▸ THE EXERCISE:
Identify every line in the records below that contains the word "index", and reproduce each one.

▸ Data listing:
★ ★ ★ ★ ★

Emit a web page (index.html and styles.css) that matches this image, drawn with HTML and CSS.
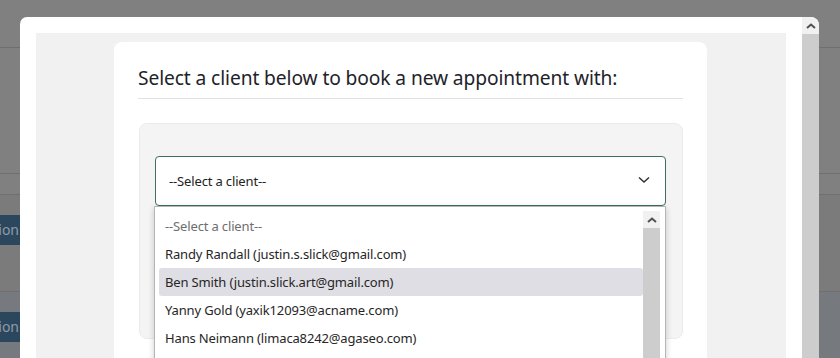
FILE: index.html
```html
<!DOCTYPE html>
<html lang="en">
<head>
    <meta charset="UTF-8">
    <meta name="viewport" content="width=device-width, initial-scale=1.0">
    <title>Appointments</title>
    <link rel="stylesheet" href="styles.css">
</head>
<body>
    <!-- page behind the modal (already dimmed) -->
    <div class="pagina">
        <div class="linha topo"></div>
        <div class="linha l1"></div>
        <div class="linha l2"></div>
        <div class="linha l3"><span class="btn">Book session</span></div>
        <div class="linha l4"><span class="btn">Book session</span></div>
    </div>

    <div class="modal">
        <div class="modal-corpo">
            <div class="painel">
                <div class="cartao">
                    <h2 class="titulo">Select a client below to book a new appointment with:</h2>
                    <div class="caixa">
                        <div class="campo">
                            <div class="select">
                                <span>--Select a client--</span>
                                <svg class="seta" width="12" height="8" viewBox="0 0 12 8"><path d="M1 1.5 L6 6 L11 1.5" fill="none" stroke="#333" stroke-width="1.5"/></svg>
                            </div>
                            <div class="lista">
                                <div class="opcoes">
                                    <div class="opcao vazia">--Select a client--</div>
                                    <div class="opcao">Randy Randall (justin.s.slick@gmail.com)</div>
                                    <div class="opcao ativa">Ben Smith (justin.slick.art@gmail.com)</div>
                                    <div class="opcao">Yanny Gold (yaxik12093@acname.com)</div>
                                    <div class="opcao">Hans Neimann (limaca8242@agaseo.com)</div>
                                </div>
                                <div class="barra">
                                    <div class="barra-seta"><svg width="10" height="6" viewBox="0 0 10 6"><path d="M1 5 L5 1.5 L9 5" fill="none" stroke="#505050" stroke-width="2"/></svg></div>
                                    <div class="barra-trilho"></div>
                                </div>
                            </div>
                        </div>
                    </div>
                </div>
            </div>
        </div>
        <div class="barra barra-modal">
            <div class="barra-seta"><svg width="10" height="6" viewBox="0 0 10 6"><path d="M1 5 L5 1.5 L9 5" fill="none" stroke="#505050" stroke-width="2"/></svg></div>
            <div class="barra-trilho"></div>
        </div>
    </div>
</body>
</html>
```

FILE: styles.css
```css
body { margin: 0; height: 358px; overflow: hidden; background: #808080; font-family: "Noto Sans", "Open Sans", sans-serif; }

.pagina { display: flex; flex-direction: column; }
.linha { border-bottom: 1px solid #6f6f6f; background: #808080; }
.topo { height: 47px; }
.l1 { height: 125px; }
.l2 { height: 20px; }
.l3 { height: 76px; padding-top: 20px; background: #7b7b7b; }
.l4 { height: 80px; padding-top: 20px; background: #767a7e; border-bottom: none; }
.btn { display: block; width: 100px; height: 30px; line-height: 30px; margin-left: -81px; background: #2b475e; color: #8d9aa6; font-size: 14px; padding-right: 5px; text-align: right; white-space: nowrap; overflow: hidden; }

.modal { position: fixed; top: 17px; left: 20px; width: 799px; bottom: 0; display: flex; background: #fff; border-radius: 7px 8px 0 0; overflow: hidden; }
.modal-corpo { flex: 1; padding: 16px 16px 0 16px; }
.painel { background: #f1f1f1; height: 100%; padding-top: 9px; }
.cartao { width: 545px; margin-left: 78px; background: #fff; border-radius: 8px; padding: 24px 24px 41px 24px; }

.titulo { margin: 0; font-size: 19.2px; font-weight: 400; line-height: 24px; color: #1e2329; padding-bottom: 8px; border-bottom: 1px solid #dee2e6; letter-spacing: -0.1px; }

.caixa { margin-top: 24px; margin-left: 1px; height: 182px; background: #f4f4f4; border: 1px solid #ebebeb; border-radius: 8px; padding: 32px 16px 0 15px; }
.campo { position: relative; }
.select { height: 48px; border: 1px solid #3c6e63; border-radius: 4px; background: #fff; display: flex; align-items: center; justify-content: space-between; padding: 0 15px 0 13px; font-size: 13px; letter-spacing: -0.15px; color: #222; }
.seta { margin-top: -2px; }

.lista { position: absolute; top: 50px; left: -1px; width: 501px; height: 160px; background: #fff; border: 1px solid #b5b5b5; border-radius: 0 0 4px 4px; box-shadow: 0 2px 6px rgba(0,0,0,0.2); display: flex; padding: 5px 5px 0 4px; }
.opcoes { flex: 1; }
.opcao { height: 28px; line-height: 28px; padding-left: 6px; font-size: 13px; letter-spacing: -0.15px; color: #262626; border-radius: 3px; white-space: nowrap; }
.opcao.vazia { color: #6e6e6e; }
.opcao.ativa { background: #dfdee4; }

.barra { width: 17px; display: flex; flex-direction: column; }
.lista .barra { margin-top: -1px; }
.barra-seta { height: 17px; background: #f1f1f1; display: flex; align-items: center; justify-content: center; }
.barra-trilho { flex: 1; background: #cdcdcd; }
.barra-modal { border-top-right-radius: 8px; overflow: hidden; }
```
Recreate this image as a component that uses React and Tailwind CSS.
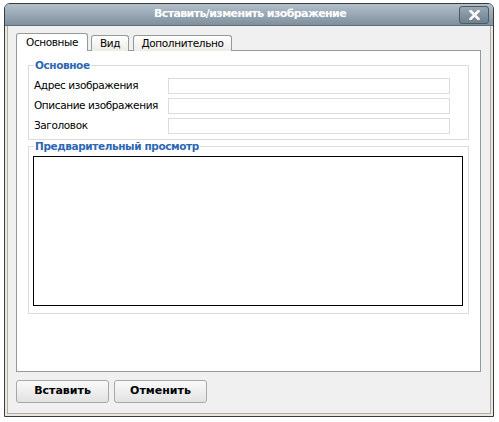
export default function App() {
  const font = { fontFamily: '"DejaVu Sans", Verdana, sans-serif' };
  return (
    <div className="w-[499px] h-[422px] bg-white relative overflow-hidden" style={font}>
      <div className="ml-[4px] mt-[3px] w-[490px] h-[414px] flex flex-col border border-[#3a3a3a] rounded-t-[6px] bg-[#ebe8e3] overflow-hidden">
        {/* title bar */}
        <div className="h-[22px] shrink-0 flex items-center relative bg-gradient-to-b from-[#b3c0cb] to-[#7f909e] border-b border-[#5d6c78]">
          <div className="flex-1 text-center text-white font-bold text-[11px] tracking-[-0.6px] pl-[36px]">
            Вставить/изменить изображение
          </div>
          <div className="mr-[4px] w-[30px] h-[18px] rounded-[3px] border border-[#4c5a66] bg-gradient-to-b from-[#9aa8b4] to-[#6f808e] flex items-center justify-center">
            <svg width="11" height="10" viewBox="0 0 11 10">
              <path d="M1.5 1 L9.5 9 M9.5 1 L1.5 9" stroke="white" strokeWidth="2.6" strokeLinecap="square" />
            </svg>
          </div>
        </div>
        {/* body */}
        <div className="flex-1 mx-[2px] mb-[2px] border-x border-b border-[#b3aca4] bg-[#f0f0f0] flex flex-col px-[8px]">
          {/* tabs */}
          <div className="flex items-end mt-[7px] h-[18px] relative z-10">
            <div className="w-[72px] h-[18px] bg-white border border-b-0 border-[#919b9c] rounded-t-[3px] flex items-center justify-center text-[10.5px] tracking-[-0.4px] text-black">
              Основные
            </div>
            <div className="ml-[3px] w-[38px] h-[16px] bg-gradient-to-b from-white to-[#ecebe6] border border-b-0 border-[#919b9c] rounded-t-[3px] flex items-center justify-center text-[10.5px] tracking-[-0.4px] text-black">
              Вид
            </div>
            <div className="ml-[4px] w-[99px] h-[16px] bg-gradient-to-b from-white to-[#ecebe6] border border-b-0 border-[#919b9c] rounded-t-[3px] flex items-center justify-center text-[10.5px] tracking-[-0.4px] text-black">
              Дополнительно
            </div>
          </div>
          {/* panel */}
          <div className="w-[465px] h-[322px] -mt-[1px] bg-white border border-[#919b9c] px-[11px] pt-[7px]">
            <fieldset className="border border-[#dcdcdc] w-[441px] h-[82px] px-[5px]">
              <legend className="px-[1px] text-[10.5px] tracking-[-0.4px] font-bold text-[#2d68b4]">Основное</legend>
              <div className="flex flex-col gap-[4px] mt-[4px]">
                {["Адрес изображения", "Описание изображения", "Заголовок"].map((l) => (
                  <div key={l} className="flex items-center h-[16px]">
                    <div className="w-[134px] text-[10.5px] tracking-[-0.4px] text-black">{l}</div>
                    <div className="w-[282px] h-[16px] border border-[#dcdcdc] bg-white"></div>
                  </div>
                ))}
              </div>
            </fieldset>
            <fieldset className="border border-[#dcdcdc] w-[441px] h-[175px] -mt-[1px] px-[3px]">
              <legend className="ml-[2px] px-[1px] text-[10.5px] tracking-[-0.4px] font-bold text-[#2d68b4]">Предварительный просмотр</legend>
              <div className="ml-[1px] w-[430px] h-[150px] border border-black bg-white mt-[1px]"></div>
            </fieldset>
          </div>
          {/* buttons */}
          <div className="flex gap-[5px] mt-[8px]">
            <button className="w-[93px] h-[23px] rounded-[3px] border border-[#a8a8a8] bg-gradient-to-b from-[#fafafa] to-[#e2e2e2] text-[11px] font-bold text-black">
              Вставить
            </button>
            <button className="w-[93px] h-[23px] rounded-[3px] border border-[#a8a8a8] bg-gradient-to-b from-[#fafafa] to-[#e2e2e2] text-[11px] font-bold text-black">
              Отменить
            </button>
          </div>
        </div>
      </div>
    </div>
  );
}
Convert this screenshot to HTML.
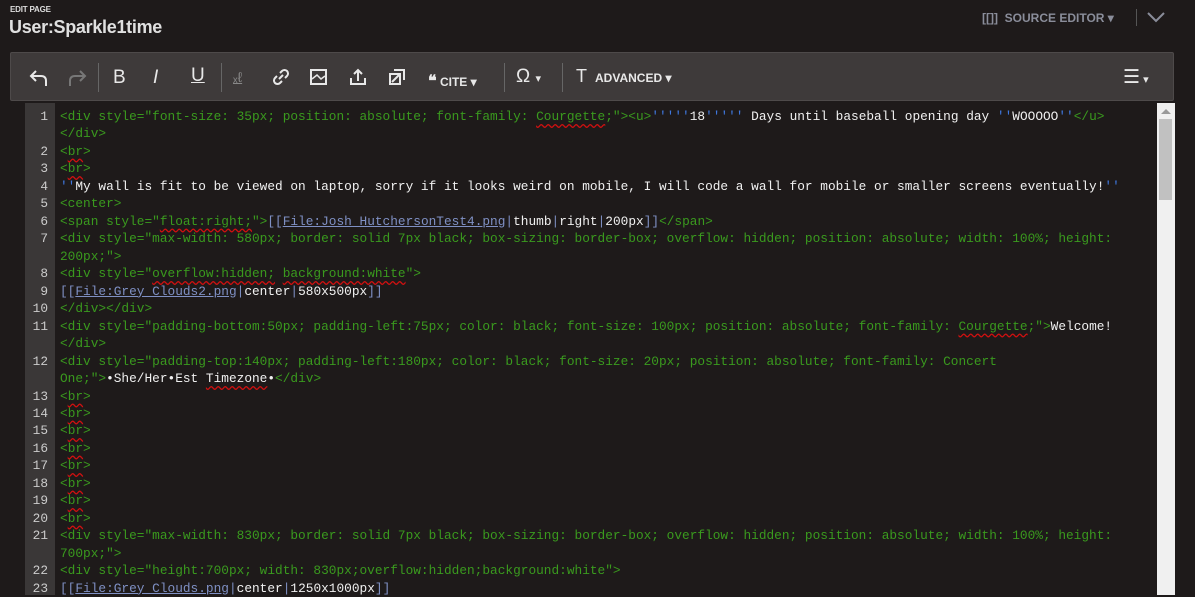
<!DOCTYPE html>
<html><head><meta charset="utf-8"><style>
*{margin:0;padding:0;box-sizing:border-box}
body{width:1195px;height:595px;background:#1e1a1a;overflow:hidden;font-family:"Liberation Sans",sans-serif;position:relative;color:#e8e8e8}
.ep{position:absolute;left:10px;top:5px;font-size:8px;font-weight:bold;color:#ddd;letter-spacing:-0.2px}
.title{position:absolute;left:9px;top:17px;font-size:18px;font-weight:bold;color:#e0e0e0;letter-spacing:-0.3px}
.se{position:absolute;left:982px;top:11px;font-size:12px;font-weight:bold;color:#8a8d9a}
.vsep{position:absolute;left:1136px;top:9px;width:1px;height:17px;background:#555}
.tb{position:absolute;left:10px;top:52px;width:1164px;height:49px;background:#3e3a3a;border:1px solid #4e4a4a;border-radius:2px}
.ic{position:absolute;top:14px}
.sep{position:absolute;top:10px;width:1px;height:29px;background:#666}
.tl{position:absolute;top:18px;font-size:12px;font-weight:bold;color:#e8e8e8}
.ed{position:absolute;left:25px;top:103px;width:1132px;height:492px;background:#1e1a1a}
.gut{position:absolute;left:25px;top:103px;width:30px;height:492px;background:#3a3737}
.sb{position:absolute;left:1157px;top:103px;width:18px;height:492px;background:#f0f0f0}
.thumb{position:absolute;left:1159px;top:119px;width:13px;height:81px;background:#c1c1c1}
.code{position:absolute;left:25px;top:108px;font-family:"Liberation Mono",monospace;font-size:12.8px;line-height:17.48px}
.r{height:17.48px;white-space:pre;position:relative}
.n{display:inline-block;width:23px;text-align:right;color:#ccc;margin-right:12px}
.g{color:#3a9a1e}.w{color:#f0f0f0}.b{color:#7f90c4}.q{color:#3f78e0}
.u{text-decoration:underline}
.s{text-decoration:underline wavy #d01010;text-underline-offset:3px}
</style></head><body>
<div class="ep">EDIT PAGE</div>
<div class="title">User:Sparkle1time</div>
<div class="se">[[]]&nbsp; SOURCE EDITOR ▾</div>
<div class="vsep"></div>
<svg style="position:absolute;left:1146px;top:10px" width="20" height="14"><path d="M2 3 L10 11 L18 3" stroke="#8a8d9a" stroke-width="2" fill="none"/></svg>
<div class="tb">
<svg class="ic" style="left:17px" width="22" height="22" viewBox="0 0 22 22"><path d="M8 4 L3 9 L8 14 M3 9 H13 Q18 9 18 14 V19" stroke="#e8e8e8" stroke-width="2" fill="none"/></svg>
<svg class="ic" style="left:55px" width="22" height="22" viewBox="0 0 22 22"><path d="M14 4 L19 9 L14 14 M19 9 H9 Q4 9 4 14 V19" stroke="#777" stroke-width="2" fill="none"/></svg>
<div class="sep" style="left:87px"></div>
<div class="tl" style="left:102px;top:14px;font-size:19px;font-weight:normal">B</div>
<div class="tl" style="left:142px;top:14px;font-size:19px;font-weight:normal;font-style:italic">I</div>
<div class="tl" style="left:180px;top:12px;font-size:19px;font-weight:normal;text-decoration:underline">U</div>
<div class="sep" style="left:210px"></div>
<div class="tl" style="left:222px;top:16px;font-size:14px;font-weight:normal;color:#888;text-decoration:underline">ₓℓ</div>
<svg class="ic" style="left:260px" width="20" height="20" viewBox="0 0 20 20"><path d="M8 12 L12 8 M6 9 L4 11 A3 3 0 0 0 9 16 L11 14 M14 11 L16 9 A3 3 0 0 0 11 4 L9 6" stroke="#e8e8e8" stroke-width="2" fill="none"/></svg>
<svg class="ic" style="left:298px" width="20" height="20" viewBox="0 0 20 20"><rect x="2" y="3" width="15" height="14" stroke="#e8e8e8" stroke-width="2" fill="none"/><path d="M3 12 L8 8 L12 12 L16 9" stroke="#e8e8e8" stroke-width="1.5" fill="none"/></svg>
<svg class="ic" style="left:337px" width="20" height="20" viewBox="0 0 20 20"><path d="M3 11 V17 H17 V11 M10 14 V3 M6 7 L10 3 L14 7" stroke="#e8e8e8" stroke-width="2" fill="none"/></svg>
<svg class="ic" style="left:376px" width="20" height="20" viewBox="0 0 20 20"><rect x="3" y="7" width="10" height="10" stroke="#e8e8e8" stroke-width="2" fill="none"/><path d="M7 3 H17 V13 M5 15 L12 8" stroke="#e8e8e8" stroke-width="2" fill="none"/></svg>
<div class="tl" style="left:417px"><span style="font-size:16px">❝</span> CITE ▾</div>
<div class="sep" style="left:493px"></div>
<div class="tl" style="left:505px;top:13px;font-size:19px;font-weight:normal">Ω <span style="font-size:11px">▾</span></div>
<div class="sep" style="left:551px"></div>
<div class="tl" style="left:565px;top:13px;font-size:18px;font-weight:normal">T</div>
<div class="tl" style="left:584px">ADVANCED ▾</div>
<div class="tl" style="left:1112px;top:13px;font-size:19px;font-weight:normal">☰<span style="font-size:11px"> ▾</span></div>
</div>
<div class="ed"></div><div class="gut"></div>
<div class="sb"></div><div class="thumb"></div>
<div style="position:absolute;left:1161px;top:109px;width:0;height:0;border-left:5px solid transparent;border-right:5px solid transparent;border-bottom:5px solid #999"></div>
<div class="code">
<div class="r"><span class="n">1</span><span class="g">&lt;div style="font-size: 35px; position: absolute; font-family: <span class="s">Courgette</span>;"&gt;&lt;u&gt;</span><span class="q">'''''</span><span class="w">18</span><span class="q">'''''</span><span class="w"> Days until baseball opening day </span><span class="q">''</span><span class="w">WOOOOO</span><span class="q">''</span><span class="g">&lt;/u&gt;</span></div>
<div class="r"><span class="n"></span><span class="g">&lt;/div&gt;</span></div>
<div class="r"><span class="n">2</span><span class="g">&lt;<span class="s">br</span>&gt;</span></div>
<div class="r"><span class="n">3</span><span class="g">&lt;<span class="s">br</span>&gt;</span></div>
<div class="r"><span class="n">4</span><span class="q">''</span><span class="w">My wall is fit to be viewed on laptop, sorry if it looks weird on mobile, I will code a wall for mobile or smaller screens eventually!</span><span class="q">''</span></div>
<div class="r"><span class="n">5</span><span class="g">&lt;center&gt;</span></div>
<div class="r"><span class="n">6</span><span class="g">&lt;span style="<span class="s">float:right;</span>"&gt;</span><span class="b">[[<span class="u">File:Josh_HutchersonTest4.png</span>|</span><span class="w">thumb</span><span class="b">|</span><span class="w">right</span><span class="b">|</span><span class="w">200px</span><span class="b">]]</span><span class="g">&lt;/span&gt;</span></div>
<div class="r"><span class="n">7</span><span class="g">&lt;div style="max-width: 580px; border: solid 7px black; box-sizing: border-box; overflow: hidden; position: absolute; width: 100%; height:</span></div>
<div class="r"><span class="n"></span><span class="g">200px;"&gt;</span></div>
<div class="r"><span class="n">8</span><span class="g">&lt;div style="<span class="s">overflow:hidden;</span> <span class="s">background:white</span>"&gt;</span></div>
<div class="r"><span class="n">9</span><span class="b">[[<span class="u">File:Grey_Clouds2.png</span>|</span><span class="w">center</span><span class="b">|</span><span class="w">580x500px</span><span class="b">]]</span></div>
<div class="r"><span class="n">10</span><span class="g">&lt;/div&gt;&lt;/div&gt;</span></div>
<div class="r"><span class="n">11</span><span class="g">&lt;div style="padding-bottom:50px; padding-left:75px; color: black; font-size: 100px; position: absolute; font-family: <span class="s">Courgette</span>;"&gt;</span><span class="w">Welcome!</span></div>
<div class="r"><span class="n"></span><span class="g">&lt;/div&gt;</span></div>
<div class="r"><span class="n">12</span><span class="g">&lt;div style="padding-top:140px; padding-left:180px; color: black; font-size: 20px; position: absolute; font-family: Concert</span></div>
<div class="r"><span class="n"></span><span class="g">One;"&gt;</span><span class="w">•She/Her•Est <span class="s">Timezone</span>•</span><span class="g">&lt;/div&gt;</span></div>
<div class="r"><span class="n">13</span><span class="g">&lt;<span class="s">br</span>&gt;</span></div>
<div class="r"><span class="n">14</span><span class="g">&lt;<span class="s">br</span>&gt;</span></div>
<div class="r"><span class="n">15</span><span class="g">&lt;<span class="s">br</span>&gt;</span></div>
<div class="r"><span class="n">16</span><span class="g">&lt;<span class="s">br</span>&gt;</span></div>
<div class="r"><span class="n">17</span><span class="g">&lt;<span class="s">br</span>&gt;</span></div>
<div class="r"><span class="n">18</span><span class="g">&lt;<span class="s">br</span>&gt;</span></div>
<div class="r"><span class="n">19</span><span class="g">&lt;<span class="s">br</span>&gt;</span></div>
<div class="r"><span class="n">20</span><span class="g">&lt;<span class="s">br</span>&gt;</span></div>
<div class="r"><span class="n">21</span><span class="g">&lt;div style="max-width: 830px; border: solid 7px black; box-sizing: border-box; overflow: hidden; position: absolute; width: 100%; height:</span></div>
<div class="r"><span class="n"></span><span class="g">700px;"&gt;</span></div>
<div class="r"><span class="n">22</span><span class="g">&lt;div style="height:700px; width: 830px;overflow:hidden;background:white"&gt;</span></div>
<div class="r"><span class="n">23</span><span class="b">[[<span class="u">File:Grey_Clouds.png</span>|</span><span class="w">center</span><span class="b">|</span><span class="w">1250x1000px</span><span class="b">]]</span></div>
</div>
</body></html>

★ ★ ★ ★ ★

▸ EXERCISE RESULT:
Emit a web page (index.html and styles.css) that matches this image, drawn with HTML and CSS.
FILE: index.html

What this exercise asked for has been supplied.